The workshop identified the main issues currently driving data science:

  • data science educational and training requirements;
  • data integrity;
  • distributed data and data integration from various sources;
  • size and scale of data sets and rapidity of their emergence;
  • information and governance related to large-scale data, especially concerning healthcare records, and the need for public awareness and engagement;
  • data storage, including the need for long-term curation and preservation, and the associated costs.

Speakers also addressed the academic challenges of working in this new field: traditional academic metrics of publications and grants are generally unsuitable for measuring contributions in this area and more consideration of this challenge is needed. 

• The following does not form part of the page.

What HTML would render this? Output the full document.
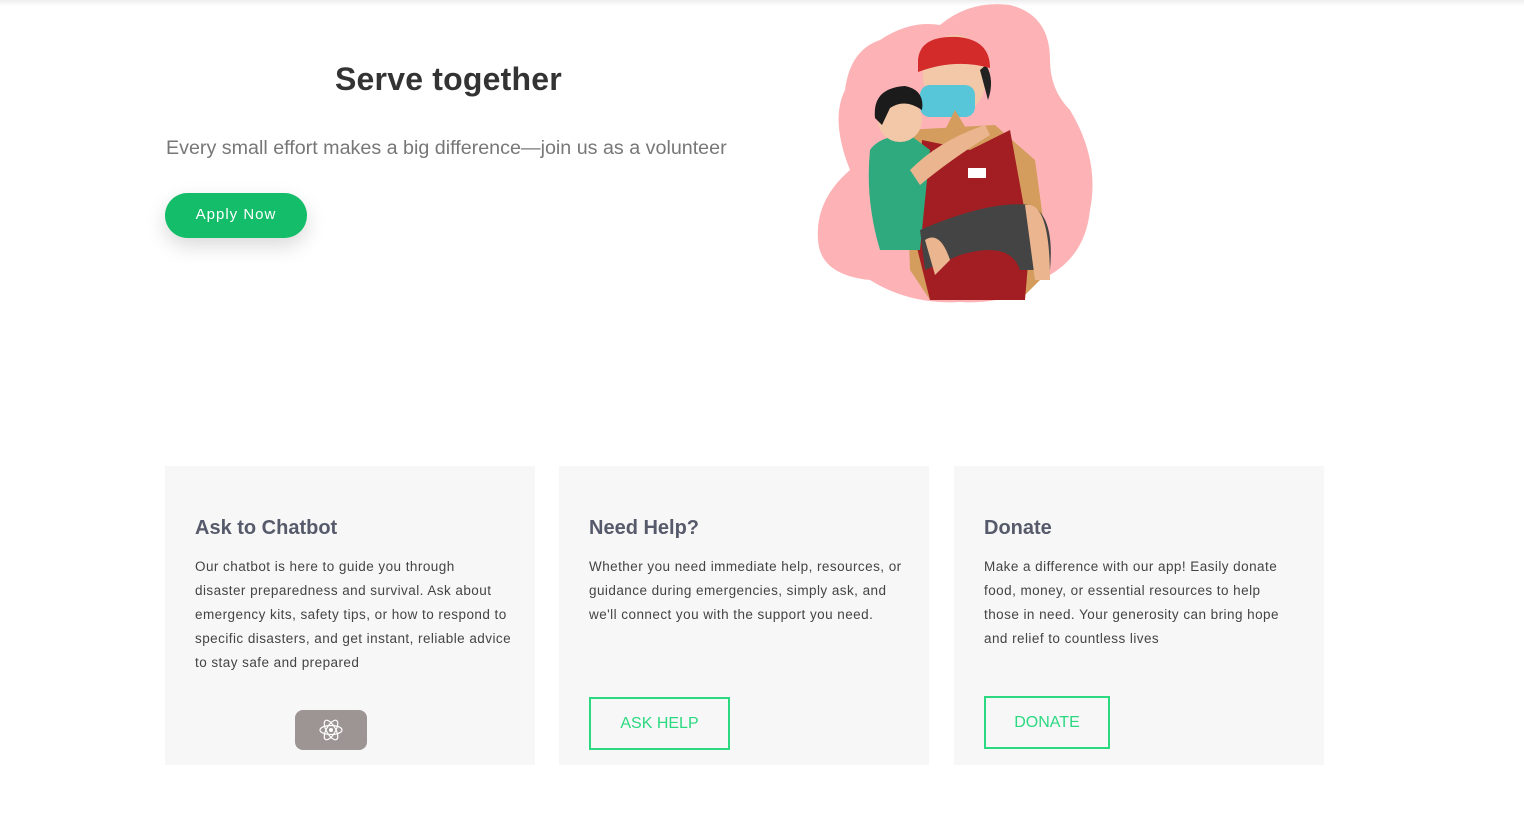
<!DOCTYPE html>
<html><head><meta charset="utf-8">
<style>
*{margin:0;padding:0;box-sizing:border-box}
body{width:1524px;height:834px;background:#fff;font-family:"Liberation Sans",sans-serif;position:relative;overflow:hidden}
.topbar{position:absolute;left:0;top:0;width:1524px;height:6px;background:linear-gradient(#eee,#fff)}
h1{position:absolute;left:335px;top:61px;font-size:32px;font-weight:bold;color:#333;letter-spacing:0.2px}
.sub{position:absolute;left:166px;top:137px;font-size:19.7px;color:#777}
.apply{position:absolute;left:165px;top:193px;width:142px;height:45px;border-radius:23px;background:#13bd69;color:#fff;font-size:15px;letter-spacing:1px;text-align:center;line-height:43px;box-shadow:0 8px 20px rgba(0,0,0,.15)}
.card{position:absolute;top:466px;width:370px;height:299px;background:#f7f7f7}
.card h3{position:absolute;left:30px;top:51px;font-size:20px;color:#565a6a;font-weight:bold}
.card p{position:absolute;left:30px;top:89px;white-space:nowrap;font-size:13.5px;line-height:24px;color:#444;letter-spacing:0.45px}
.btn{position:absolute;border:2px solid #2bd980;color:#2bd980;font-size:16px;text-align:center}
</style></head><body>
<div class="topbar"></div>
<h1>Serve together</h1>
<div class="sub">Every small effort makes a big difference—join us as a volunteer</div>
<div class="apply">Apply Now</div>

<svg style="position:absolute;left:810px;top:0" width="300" height="310" viewBox="0 0 300 310">
<path d="M70 40 Q100 20 130 25 Q160 0 200 5 Q240 15 240 60 Q240 90 260 110 Q290 160 280 210 Q275 260 230 280 Q200 305 150 302 Q100 305 60 280 Q10 275 8 240 Q5 200 40 170 Q20 120 35 90 Q40 50 70 40Z" fill="#fdb3b6"/>
<path d="M95 130 L185 125 L225 160 L240 270 L210 300 L120 300 L100 270Z" fill="#d49d5e"/>
<path d="M112 140 L160 150 L200 130 L220 240 L215 300 L120 300 L105 240Z" fill="#a31e22"/>
<ellipse cx="145" cy="75" rx="32" ry="40" fill="#f3c8a8"/>
<path d="M176 65 Q185 80 178 100 L170 70Z" fill="#222"/>
<path d="M108 60 Q110 35 148 37 Q180 40 180 68 Q145 58 108 72Z" fill="#d32a2a"/>
<rect x="110" y="85" width="55" height="32" rx="10" fill="#56c6d8"/>
<path d="M160 135 L145 110 L130 140Z" fill="#d49d5e"/>
<rect x="158" y="168" width="18" height="10" fill="#fff"/>
<path d="M60 150 Q70 135 100 135 L120 150 L110 250 L70 250 Q55 200 60 150Z" fill="#2faa7f"/>
<circle cx="90" cy="120" r="22" fill="#f3c8a8"/>
<path d="M65 118 Q62 88 95 86 Q115 90 112 110 Q95 98 80 108 L72 125Z" fill="#1b1b1b"/>
<path d="M100 170 Q130 140 175 125 L180 135 Q140 160 110 185Z" fill="#eab58f"/>
<path d="M110 230 Q180 200 220 205 Q245 215 240 270 L210 270 Q200 240 150 255 L115 270Z" fill="#444"/>
<path d="M215 205 Q240 200 240 280 L225 280Z" fill="#eab58f"/>
<path d="M115 240 Q130 230 140 260 L125 275Z" fill="#eab58f"/>
</svg>

<div class="card" style="left:165px"><h3>Ask to Chatbot</h3>
<p>Our chatbot is here to guide you through<br>disaster preparedness and survival. Ask about<br>emergency kits, safety tips, or how to respond to<br>specific disasters, and get instant, reliable advice<br>to stay safe and prepared</p>
<div style="position:absolute;left:130px;top:244px;width:72px;height:40px;border-radius:8px;background:#9d9594">
<svg width="72" height="40" viewBox="0 0 72 40"><g fill="none" stroke="#fff" stroke-width="1.2"><ellipse cx="36" cy="20" rx="11" ry="4.5"/><ellipse cx="36" cy="20" rx="11" ry="4.5" transform="rotate(60 36 20)"/><ellipse cx="36" cy="20" rx="11" ry="4.5" transform="rotate(-60 36 20)"/></g><circle cx="36" cy="20" r="2" fill="#fff"/></svg></div>
</div>
<div class="card" style="left:559px"><h3>Need Help?</h3>
<p>Whether you need immediate help, resources, or<br>guidance during emergencies, simply ask, and<br>we'll connect you with the support you need.</p>
<div class="btn" style="left:30px;top:231px;width:141px;height:53px;line-height:49px">ASK HELP</div>
</div>
<div class="card" style="left:954px"><h3>Donate</h3>
<p>Make a difference with our app! Easily donate<br>food, money, or essential resources to help<br>those in need. Your generosity can bring hope<br>and relief to countless lives</p>
<div class="btn" style="left:30px;top:230px;width:126px;height:53px;line-height:49px">DONATE</div>
</div>
</body></html>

The workshop identified three key avenues through which WUN, as a network of leading universities, can have meaningful impact in the field of data science: 

  • Student Mobility: a range of options were discussed that would create international training options for students earning an MS in data science (or similar) at WUN institutions. Participants were also interested in creating or leveraging paradigms for doctoral and undergraduate students, which could include summer programs or workshops in addition to longer training programs.
  • Distributed Data Sharing & Analysis: WUN could play a particularly important role in facilitating the process for data sharing and analysis, perhaps by linking and leveraging the libraries of member institutions. In addition, linked data and collaborative repositories could play a role in addressing the needs of data storage and curation. Data science could also provide solutions to help WUN better map and leverage the resources and infrastructure within its network of members.
  • Joint Data Science Research Projects & Events: Network collaboration can result in innovative research programs at the cutting edge of data science.

These options will be explored more fully over the coming months, with funding from the WUN Research Development Fund available to catalyze outcomes.